ECLI:NL:RBROT:2015:8871
Rechtbank Rotterdam
- Eerste aanleg - meervoudig
- Rechtspraak.nl
Beoordeling van de ontvankelijkheid van een beroep tegen het niet tijdig beslissen op een aanvraag om een scootmobiel op grond van de Wet maatschappelijke ondersteuning
In deze zaak heeft de Rechtbank Rotterdam op 7 december 2015 uitspraak gedaan in een geschil tussen eiser, vertegenwoordigd door mr. B. Özates, en het college van burgemeester en wethouders van de gemeente Rotterdam, vertegenwoordigd door mr. D. Çevik. Eiser had op 20 juli 2015 een aanvraag ingediend voor een scootmobiel op basis van de Wet maatschappelijke ondersteuning (Wmo 2015). Echter, verweerder heeft niet binnen de wettelijk voorgeschreven termijn van twee weken na de aanvraag beslist, wat aanleiding gaf tot een ingebrekestelling door eiser op 6 juli 2015. De rechtbank oordeelde dat deze ingebrekestelling prematuur was, omdat er op dat moment nog geen aanvraag was ingediend, maar slechts een melding. Hierdoor was het beroep van eiser niet-ontvankelijk.

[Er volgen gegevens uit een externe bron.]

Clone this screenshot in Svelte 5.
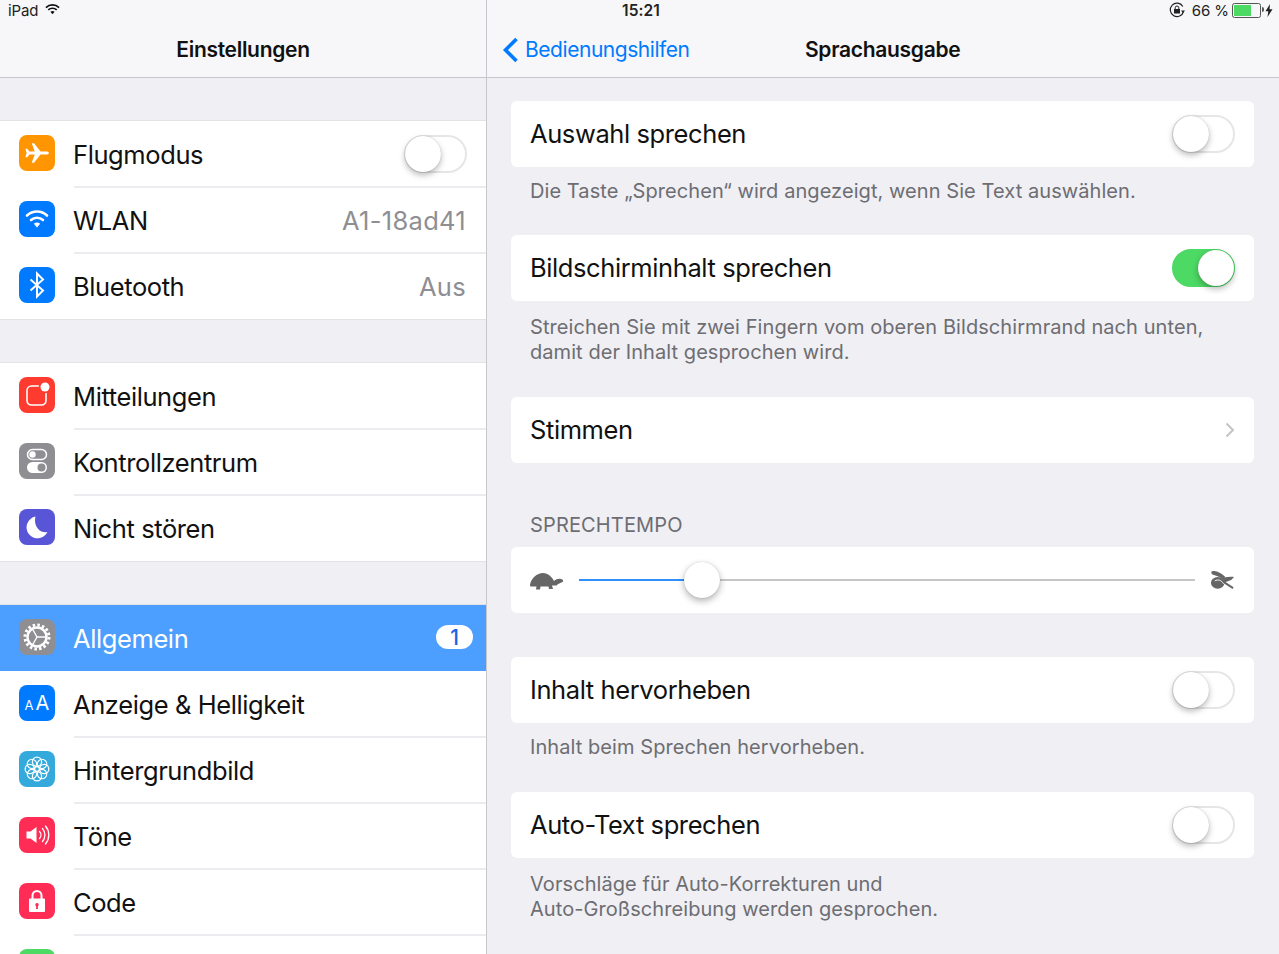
<script>
  const groups = [
    [
      { label: 'Flugmodus', icon: 'plane', color: '#ff9500', toggle: true },
      { label: 'WLAN', icon: 'wifi', color: '#007aff', value: 'A1-18ad41' },
      { label: 'Bluetooth', icon: 'bt', color: '#007aff', value: 'Aus' }
    ],
    [
      { label: 'Mitteilungen', icon: 'notify', color: '#ff3b30' },
      { label: 'Kontrollzentrum', icon: 'control', color: '#8e8e93' },
      { label: 'Nicht stören', icon: 'moon', color: '#5856d6' }
    ],
    [
      { label: 'Allgemein', icon: 'gear', color: '#8e8e93', active: true, badge: '1' },
      { label: 'Anzeige & Helligkeit', icon: 'aa', color: '#007aff' },
      { label: 'Hintergrundbild', icon: 'flower', color: '#34aadc' },
      { label: 'Töne', icon: 'sound', color: '#ff2d55' },
      { label: 'Code', icon: 'lock', color: '#ff2d55' },
      { label: '', icon: 'none', color: '#4cd964' }
    ]
  ]
  const petals = [0, 45, 90, 135, 180, 225, 270, 315]
</script>

{#snippet appIcon(name)}
  <svg viewBox="0 0 36 36" width="36" height="36" fill="none">
    {#if name === 'plane'}
      <path transform="translate(2.700 2.700) scale(.85)" d="M32 18c0-1.100-1.400-1.800-3-1.800h-6.800L14.500 6.600h-2.700l3.500 9.600H9.200L6.500 13H4.300l1.500 5-1.500 5h2.200l2.700-3.200h6.100l-3.500 9.600h2.700l7.700-9.600H29c1.600 0 3-.7 3-1.800z" fill="#fff"/>
    {:else if name === 'wifi'}
      <g stroke="#fff" stroke-width="2.600" stroke-linecap="round">
        <path d="M8 14.500a14.500 14.500 0 0 1 20 0"/>
        <path d="M12 19a9 9 0 0 1 12 0"/>
      </g>
      <path d="M14.800 22.800a5 5 0 0 1 6.400 0L18 26.500z" fill="#fff"/>
    {:else if name === 'bt'}
      <path d="M11.500 12.500l12.500 11L18 29.500V6.500l6 6-12.500 11" stroke="#fff" stroke-width="2"/>
    {:else if name === 'notify'}
      <rect x="8" y="9" width="19" height="19" rx="4.500" stroke="#fff" stroke-width="1.600"/>
      <circle cx="26" cy="10" r="6.200" fill="#ff3b30"/>
      <circle cx="26" cy="10" r="4.500" fill="#fff"/>
    {:else if name === 'control'}
      <rect x="8.500" y="6.500" width="19" height="10" rx="5" stroke="#fff" stroke-width="1.500"/>
      <circle cx="13.500" cy="11.500" r="3.200" fill="#fff"/>
      <rect x="8" y="19" width="20" height="11" rx="5.500" fill="#fff"/>
      <circle cx="22.500" cy="24.500" r="4" fill="#8e8e93"/>
    {:else if name === 'moon'}
      <path d="M16.500 7.500A11 11 0 1 0 28.500 23c-7 1.500-14.500-5-12-15.500z" fill="#fff"/>
    {:else if name === 'gear'}
      <circle cx="18" cy="18" r="12" stroke="#fff" stroke-width="3" stroke-dasharray="2.500 2.212"/>
      <circle cx="18" cy="18" r="9.500" stroke="#fff" stroke-width="2.400"/>
      <path d="M18 18l-4.500-8M18 18h9.500M18 18l-4.500 8" stroke="#fff" stroke-width="1.400"/>
    {:else if name === 'flower'}
      <g stroke="#fff" stroke-width="1.300">
        {#each petals as a}
          <circle cx="18" cy="10.800" r="4.600" transform="rotate({a} 18 18)"/>
        {/each}
        <circle cx="18" cy="18" r="2.400"/>
      </g>
    {:else if name === 'sound'}
      <path d="M7.500 14.500h4l6-4.500v16l-6-4.500h-4z" fill="#fff"/>
      <g stroke="#fff" stroke-width="1.300" stroke-linecap="round">
        <path d="M20.500 14.500a5 5 0 0 1 0 7"/>
        <path d="M23.500 11.500a10 10 0 0 1 0 13"/>
        <path d="M26.500 9a14 14 0 0 1 0 18"/>
      </g>
    {:else if name === 'lock'}
      <path d="M13.500 16v-3.500a4.500 4.500 0 0 1 9 0V16" stroke="#fff" stroke-width="2"/>
      <path fill-rule="evenodd" d="M11 15.500h14a1 1 0 0 1 1 1V28a1 1 0 0 1-1 1H11a1 1 0 0 1-1-1V16.500a1 1 0 0 1 1-1zM18 20a1.800 1.800 0 0 0-.9 3.300V26h1.800v-2.700A1.800 1.800 0 0 0 18 20z" fill="#fff"/>
    {/if}
  </svg>
{/snippet}

{#snippet toggle(on)}
  <span class="switch" class:on><span class="knob"></span></span>
{/snippet}

<div class="page">
  <aside class="side">
    <header class="bar">
      <div class="status">
        <span>iPad</span>
        <svg class="st-wifi" viewBox="0 0 16 12" width="15" height="12" fill="none">
          <g stroke="#111" stroke-width="1.800">
            <path d="M1 4.500a10 10 0 0 1 14 0"/>
            <path d="M3.500 7a6.500 6.500 0 0 1 9 0"/>
          </g>
          <path d="M5.800 9a3.500 3.500 0 0 1 4.400 0L8 11.500z" fill="#111"/>
        </svg>
      </div>
      <h1 class="title center">Einstellungen</h1>
    </header>

    <div class="side-list">
      {#each groups as group}
        <ul class="group">
          {#each group as row}
            <li class="row" class:active={row.active}>
              <span class="app-icon" style="background:{row.color}">
                {#if row.icon === 'aa'}
                  <span class="aa"><small>A</small>A</span>
                {:else}
                  {@render appIcon(row.icon)}
                {/if}
              </span>
              <span class="row-main">
                <span class="label">{row.label}</span>
                {#if row.toggle}{@render toggle(false)}{/if}
                {#if row.value}<span class="value">{row.value}</span>{/if}
                {#if row.badge}<span class="badge">{row.badge}</span>{/if}
              </span>
            </li>
          {/each}
        </ul>
      {/each}
    </div>
  </aside>

  <main class="detail">
    <header class="bar">
      <div class="status">
        <span class="time">15:21</span>
        <span class="status-right">
          <svg viewBox="0 0 16 16" width="16" height="16" fill="none">
            <path d="M14.500 9.500A6.700 6.700 0 1 1 13.800 4.500" stroke="#222" stroke-width="1.200"/>
            <path d="M12 8.500h4l-2 2.500z" fill="#222"/>
            <rect x="5" y="7" width="6" height="4.500" fill="#222"/>
            <path d="M6.200 7V5.800a1.800 1.800 0 0 1 3.600 0V7" stroke="#222" stroke-width="1"/>
          </svg>
          <span class="pct">66 %</span>
          <span class="battery"><span class="level" style="width:66%"></span></span>
          <svg class="bolt" viewBox="0 0 8 13" width="8" height="13"><path d="M5 0L.5 7.300h2.800L2.500 13 7.500 5.300H4.500z" fill="#222"/></svg>
        </span>
      </div>
      <div class="nav-row">
        <span class="back">
          <svg viewBox="0 0 17 26" width="17" height="26" fill="none"><path d="M14.500 2L3.500 13l11 11" stroke="#007aff" stroke-width="3.600"/></svg>
          Bedienungshilfen
        </span>
        <h1 class="title">Sprachausgabe</h1>
      </div>
    </header>

    <div class="content">
      <div class="card"><span class="label">Auswahl sprechen</span>{@render toggle(false)}</div>
      <p class="note">Die Taste „Sprechen“ wird angezeigt, wenn Sie Text auswählen.</p>

      <div class="card"><span class="label">Bildschirminhalt sprechen</span>{@render toggle(true)}</div>
      <p class="note two">Streichen Sie mit zwei Fingern vom oberen Bildschirmrand nach unten,<br>damit der Inhalt gesprochen wird.</p>

      <div class="card"><span class="label">Stimmen</span>
        <svg viewBox="0 0 10 16" width="10" height="16" fill="none"><path d="M1.500 1.500L8 8l-6.500 6.500" stroke="#c4c4c8" stroke-width="2"/></svg>
      </div>

      <h2 class="section">SPRECHTEMPO</h2>
      <div class="card slider-card">
        <svg viewBox="0 0 34 20" width="34" height="20"><path d="M0 15C1 8 7 3 13 3c5 0 9 4 11 8 2-2 5-2.500 7-2 2 .5 3 2 1.500 3-2 1-4.500 1.500-6 3.500H22l1 3.500h-4l-.5-2.500h-8L10 19.500H6l.5-3H1c-.7 0-1-.7-1-1.500z" fill="#666"/></svg>
        <div class="slider">
          <span class="fill" style="width:20%"></span>
          <span class="thumb" style="left:20%"></span>
        </div>
        <svg viewBox="0 0 26 20" width="25" height="20" fill="none">
          <path d="M2 1C6-.5 11 2 16 7l-3 2C9 6 5 5 3 4.500 1.500 4 .8 2 2 1z" fill="#666"/>
          <ellipse cx="8" cy="13" rx="7" ry="6" fill="#666"/>
          <path d="M12 7c4 1 8-1 13 0l-3 3-7 2.500z" fill="#666"/>
          <path d="M14 12l10 6.500" stroke="#666" stroke-width="2"/>
          <path d="M5 11c3-2 7-1 9 3" stroke="#fff" stroke-width="1"/>
        </svg>
      </div>

      <div class="spacer"></div>
      <div class="card"><span class="label">Inhalt hervorheben</span>{@render toggle(false)}</div>
      <p class="note roomy">Inhalt beim Sprechen hervorheben.</p>

      <div class="card"><span class="label">Auto-Text sprechen</span>{@render toggle(false)}</div>
      <p class="note two">Vorschläge für Auto-Korrekturen und<br>Auto-Großschreibung werden gesprochen.</p>
    </div>
  </main>
</div>

<style>
  :global(body) {
    margin: 0;
    background: #efeff4;
    font-family: Inter, "Liberation Sans", sans-serif;
    overflow: hidden;
  }

  .page {
    display: grid;
    grid-template-columns: 487px 792px;
    height: 954px;
    overflow: hidden;
    color: #111;
  }

  .side {
    border-right: 1px solid #c8c8cc;
    overflow: hidden;
  }

  .bar {
    height: 77px;
    background: #f7f7f9;
    border-bottom: 1px solid #c6c6ca;
  }

  .status {
    display: flex;
    align-items: center;
    height: 20px;
    padding: 0 8px;
    font-size: 15px;
    letter-spacing: -0.1px;
    color: #222;
  }

  .st-wifi {
    margin-left: 7px;
    margin-top: -3px;
  }

  .title {
    margin: 0;
    font-size: 21px;
    font-weight: 600;
    letter-spacing: -0.3px;
    color: #111;
  }

  .center {
    text-align: center;
    padding-top: 17px;
  }

  .time {
    margin-left: 127px;
    font-size: 15.500px;
    letter-spacing: 0.1px;
    font-weight: 600;
  }

  .status-right {
    margin-left: auto;
    display: flex;
    align-items: center;
    margin-right: -2px;
  }

  .pct {
    margin-left: 7px;
  }

  .battery {
    position: relative;
    width: 25px;
    height: 11px;
    margin-left: 3px;
    border: 1px solid #555;
    border-radius: 2.500px;
    padding: 1px;
  }

  .battery::after {
    content: "";
    position: absolute;
    right: -4px;
    top: 3px;
    width: 2px;
    height: 5px;
    background: #555;
    border-radius: 0 2px 2px 0;
  }

  .level {
    display: block;
    height: 100%;
    background: #4cd964;
  }

  .bolt {
    margin-left: 4px;
  }

  .nav-row {
    display: flex;
    align-items: center;
    height: 57px;
    padding: 2px 0 0 15px;
    box-sizing: border-box;
  }

  .back {
    display: flex;
    align-items: center;
    gap: 6px;
    width: 303px;
    font-size: 21px;
    letter-spacing: -0.45px;
    color: #007aff;
  }

  .side-list {
    height: 876px;
    overflow: hidden;
    background: #efeff4;
  }

  .group {
    list-style: none;
    margin: 42px 0 0;
    padding: 0;
    background: #fff;
    border-top: 1px solid #e3e3e7;
    border-bottom: 1px solid #e3e3e7;
  }

  .row {
    display: flex;
    align-items: stretch;
    height: 66px;
    padding-left: 19px;
  }

  .app-icon {
    flex: none;
    display: grid;
    place-items: center;
    align-self: center;
    width: 36px;
    height: 36px;
    margin: -2px 19px 0 0;
    border-radius: 8px;
  }

  .row-main {
    flex: 1;
    display: flex;
    align-items: center;
    justify-content: space-between;
    margin-bottom: -1px;
    padding: 2px 20px 0 0;
    border-bottom: 2px solid #ececf0;
  }

  .row:last-child .row-main {
    margin-bottom: 0;
    padding-top: 0;
    border-bottom: none;
  }

  .row-main .label {
    margin-left: -1px;
  }

  .row-main .switch {
    margin: -2px -1px 0 0;
  }

  .card .label {
    margin-top: -1px;
  }

  .label {
    font-size: 25.500px;
    letter-spacing: -0.4px;
    color: #111;
  }

  .value {
    font-size: 25.500px;
    letter-spacing: 0.3px;
    color: #8e8e93;
  }

  .row.active {
    background: #4c9ffe;
  }

  .row.active .label {
    color: #fff;
  }

  .row.active .row-main {
    margin-bottom: 0;
    padding: 0 13px 0 0;
    border-bottom: none;
  }

  .badge {
    display: grid;
    place-items: center;
    width: 37px;
    height: 24px;
    margin-top: -2px;
    border-radius: 12px;
    background: #fff;
    color: #1a62e6;
    font-size: 21px;
    font-weight: 500;
  }

  .aa {
    color: #fff;
    font-size: 20px;
    letter-spacing: 0;
  }

  .aa small {
    margin-right: 2px;
    font-size: 13px;
  }

  .switch {
    position: relative;
    display: block;
    box-sizing: border-box;
    width: 63px;
    height: 38px;
    border: 2px solid #e6e6e8;
    border-radius: 19px;
    background: #fff;
  }

  .switch.on {
    background: #4cd964;
    border-color: #4cd964;
  }

  .knob {
    position: absolute;
    top: -1px;
    left: -1px;
    width: 36px;
    height: 36px;
    border-radius: 50%;
    background: #fff;
    box-shadow: 0 3px 6px rgba(0, 0, 0, 0.28), 0 0 1px rgba(0, 0, 0, 0.25);
  }

  .switch.on .knob {
    left: auto;
    right: -1px;
  }

  .content {
    padding: 23px 25px 0 24px;
  }

  .card {
    display: flex;
    align-items: center;
    justify-content: space-between;
    box-sizing: border-box;
    height: 66px;
    padding: 0 19px;
    background: #fff;
    border-radius: 6px;
  }

  .note {
    margin: 0;
    padding: 12px 19px 31px;
    font-size: 20px;
    line-height: 25px;
    letter-spacing: 0.07px;
    color: #6d6d72;
  }

  .note.two {
    padding-top: 14px;
    padding-bottom: 32px;
  }

  .note.roomy {
    padding-bottom: 32px;
  }

  .section {
    margin: 0;
    padding: 50px 19px 9px;
    font-size: 20px;
    line-height: 25px;
    font-weight: 400;
    letter-spacing: 0.15px;
    color: #6d6d72;
  }

  .slider-card {
    gap: 15px;
  }

  .slider {
    position: relative;
    flex: 1;
    height: 2px;
    background: #c6c6c8;
  }

  .fill {
    position: absolute;
    left: 0;
    top: 0;
    height: 100%;
    background: #2f8ffb;
  }

  .thumb {
    position: absolute;
    top: -17px;
    width: 36px;
    height: 36px;
    margin-left: -18px;
    border-radius: 50%;
    background: #fff;
    box-shadow: 0 3px 7px rgba(0, 0, 0, 0.3), 0 0 1px rgba(0, 0, 0, 0.25);
  }

  .spacer {
    height: 44px;
  }
</style>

De rechtbank heeft verder vastgesteld dat de aanvraag van eiser op 20 juli 2015 correct was ingediend, maar dat de ingebrekestelling niet kon leiden tot de verschuldigdheid van een dwangsom, omdat de aanvraag niet eerder was ontvangen. De rechtbank heeft het beroep tegen het besluit van 10 juli 2015, waarin werd vastgesteld dat er geen dwangsom verschuldigd was, ongegrond verklaard. De rechtbank heeft geen aanleiding gezien voor een proceskostenveroordeling.
De uitspraak benadrukt het belang van de juiste procedurele stappen in bestuursrechtelijke procedures en de noodzaak voor aanvragers om te voldoen aan de vereisten van de Algemene wet bestuursrecht (Awb) bij het indienen van aanvragen en het stellen van ingebrekestellingen.